Un peu avant 5 heures, l’offensive générale allemande est lancée. Ils réussissent à prendre pied sur la rive et débordent le dispositif français dont les défenseurs sont épuisés et tenus par la faim. Dans le secteur Gennes – le Thoureil, les allemands pilonnent le PC de la compagnie Roimarmier. Ce dernier fait désormais le coup de feu lui-même fasse à l’ennemi à l’aide de son mousqueton tout en commandant ses hommes, les galvanisant par son exemple. Face à l’avancée des allemands, il donne l’ordre de décrocher. Se repliant vers la route de Coutures par les escaliers quittant le jardin de la villa, le lieutenant Roimarmier est tué par un obus de mortier allemand qui l’atteint à la tête et au bras gauche. Le maréchal des logis-chef Gaillouste est emporté avec lui. La compagnie Roimarmier constituait alors le dernier élément français le plus au nord du dispositif de défense.

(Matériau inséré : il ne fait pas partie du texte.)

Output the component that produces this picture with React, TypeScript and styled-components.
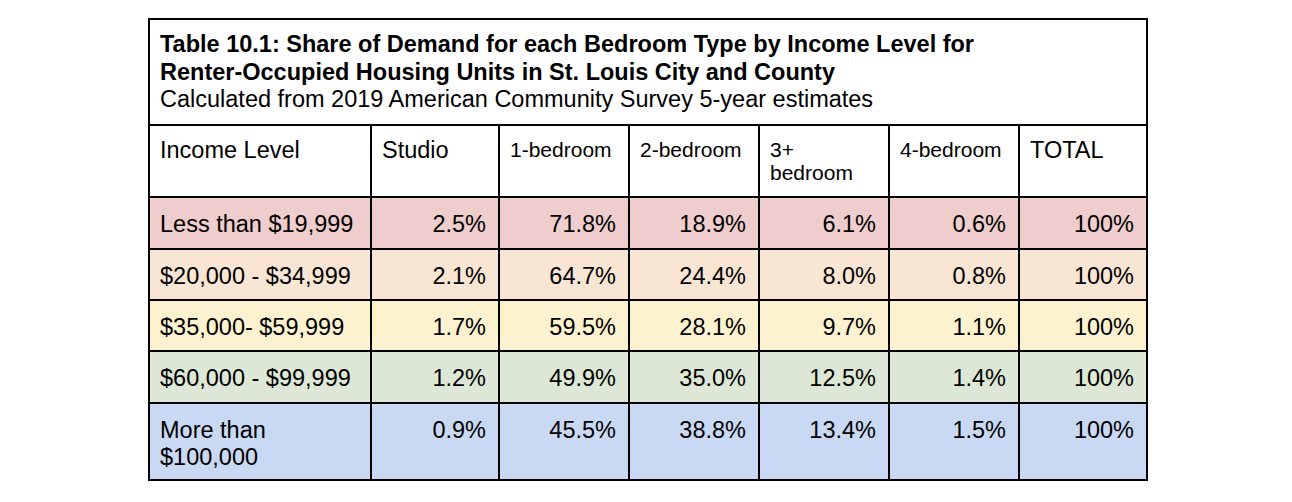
import React from "react";
import styled, { createGlobalStyle } from "styled-components";

const GlobalStyle = createGlobalStyle`
  html, body { margin: 0; padding: 0; background: #ffffff; }
  body { font-family: "Liberation Sans", Arial, sans-serif; color: #000; }
`;

const Page = styled.div`
  padding: 18px 0 0 148px;
`;

const Grid = styled.div`
  display: grid;
  width: 1000px;
  box-sizing: border-box;
  background: #000;
  padding: 2px;
  gap: 2px;
  grid-template-columns: 220px 126px 128px 128px 128px 128px 126px;
  grid-template-rows: 104px 70px 50px 49px 49px 50px 75px;
`;

const TitleCell = styled.div`
  grid-column: 1 / -1;
  background: #fff;
  padding: 11px 10px 0;
  font-size: 23.5px;
  line-height: 27.5px;
`;

const TitleBold = styled.div`
  font-weight: bold;
`;

const HeadCell = styled.div<{ $small?: boolean }>`
  background: #fff;
  font-size: ${(p) => (p.$small ? 21 : 23.5)}px;
  line-height: ${(p) => (p.$small ? 23 : 27)}px;
  padding: ${(p) => (p.$small ? 12 : 11)}px 12px 0 10px;
`;

const Cell = styled.div<{ $bg: string; $align?: "left" | "right" }>`
  background: ${(p) => p.$bg};
  text-align: ${(p) => p.$align ?? "left"};
  font-size: 23.5px;
  line-height: 27px;
  padding: 13px 12px 0 10px;
`;

const headers: { label: React.ReactNode; small?: boolean }[] = [
  { label: "Income Level" },
  { label: "Studio" },
  { label: "1-bedroom", small: true },
  { label: "2-bedroom", small: true },
  { label: <>3+<br />bedroom</>, small: true },
  { label: "4-bedroom", small: true },
  { label: "TOTAL" },
];

const rows: { label: React.ReactNode; bg: string; values: string[] }[] = [
  { label: "Less than $19,999", bg: "#eecdcc", values: ["2.5%", "71.8%", "18.9%", "6.1%", "0.6%", "100%"] },
  { label: "$20,000 - $34,999", bg: "#f9e5d3", values: ["2.1%", "64.7%", "24.4%", "8.0%", "0.8%", "100%"] },
  { label: "$35,000- $59,999", bg: "#fdf2cf", values: ["1.7%", "59.5%", "28.1%", "9.7%", "1.1%", "100%"] },
  { label: "$60,000 - $99,999", bg: "#dce8d5", values: ["1.2%", "49.9%", "35.0%", "12.5%", "1.4%", "100%"] },
  { label: <>More than<br />$100,000</>, bg: "#c9d9f4", values: ["0.9%", "45.5%", "38.8%", "13.4%", "1.5%", "100%"] },
];

export default function App() {
  return (
    <Page>
      <GlobalStyle />
      <Grid>
        <TitleCell>
          <TitleBold>Table 10.1: Share of Demand for each Bedroom Type by Income Level for</TitleBold>
          <TitleBold>Renter-Occupied Housing Units in St. Louis City and County</TitleBold>
          <div>Calculated from 2019 American Community Survey 5-year estimates</div>
        </TitleCell>
        {headers.map((h, i) => (
          <HeadCell key={`h${i}`} $small={h.small}>
            {h.label}
          </HeadCell>
        ))}
        {rows.map((r, ri) => (
          <React.Fragment key={`r${ri}`}>
            <Cell $bg={r.bg}>{r.label}</Cell>
            {r.values.map((v, vi) => (
              <Cell key={vi} $bg={r.bg} $align="right">
                {v}
              </Cell>
            ))}
          </React.Fragment>
        ))}
      </Grid>
    </Page>
  );
}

À midi dans Saumur, on combat rue par rue. Malgré une contre-attaque à Gennes lancée à 13 heures et qui réussit, aux environs de 15 heures, à reprendre les positions de la matinée et une au centre de Saumur par les cadets de Saint-Maixent, les français sont progressivement isolés et les derniers nids de résistance tombent. On combat encore à la ferme d’Aunis, dernier bastion de la défense française, lorsqu’à 19 heures 30 l’ordre de repli général est donné.

Pour les combats des 19, 20 et 21 juin 1940, l’école militaire et d’application de la cavalerie et du train est citée à l’ordre de l’armée, au prix de nombreux blessés et de trente-neuf morts dont vingt-six cadets, six lieutenants, deux maréchaux des logis et cinq militaires du rang. 12 cadres de l’école et 30 élèves reçoivent la Croix de Guerre. La citation du généralissime Weygand est la suivante : « Sous le commandement du colonel Michon, reflétant l’âme de son chef, l’École militaire et d’application de la Cavalerie et du Train a combattu les 19, 20 et 21 juin 1940, jusqu’à l’extrême limite de ses moyens de combat, éprouvant de lourdes pertes, prodiguant les actes d’héroïsme, et inscrivant dans les fastes de la cavalerie une page digne entre toutes de son glorieux passé. A suscité par sa bravoure l’hommage de son adversaire. »

*Depuis le 9 août 1928, l’arme du Train des équipages est rattachée par décret à la direction de la cavalerie.

Sources :
– Les combats de l’armée française septembre 1939 — juin 1940, Direction de la mémoire, du patrimoine et des archives;
– Milliat R., Le dernier carrousel, Éd. Arthaud, Paris, 1943;
– Chamard E., Les combats de Saumur, Éd. Berger-Levrault, Paris, 1948;
–  Delvolte F., Saumur, Des braises sous la cendre, Éd. Cheminements, Rennes, 2009.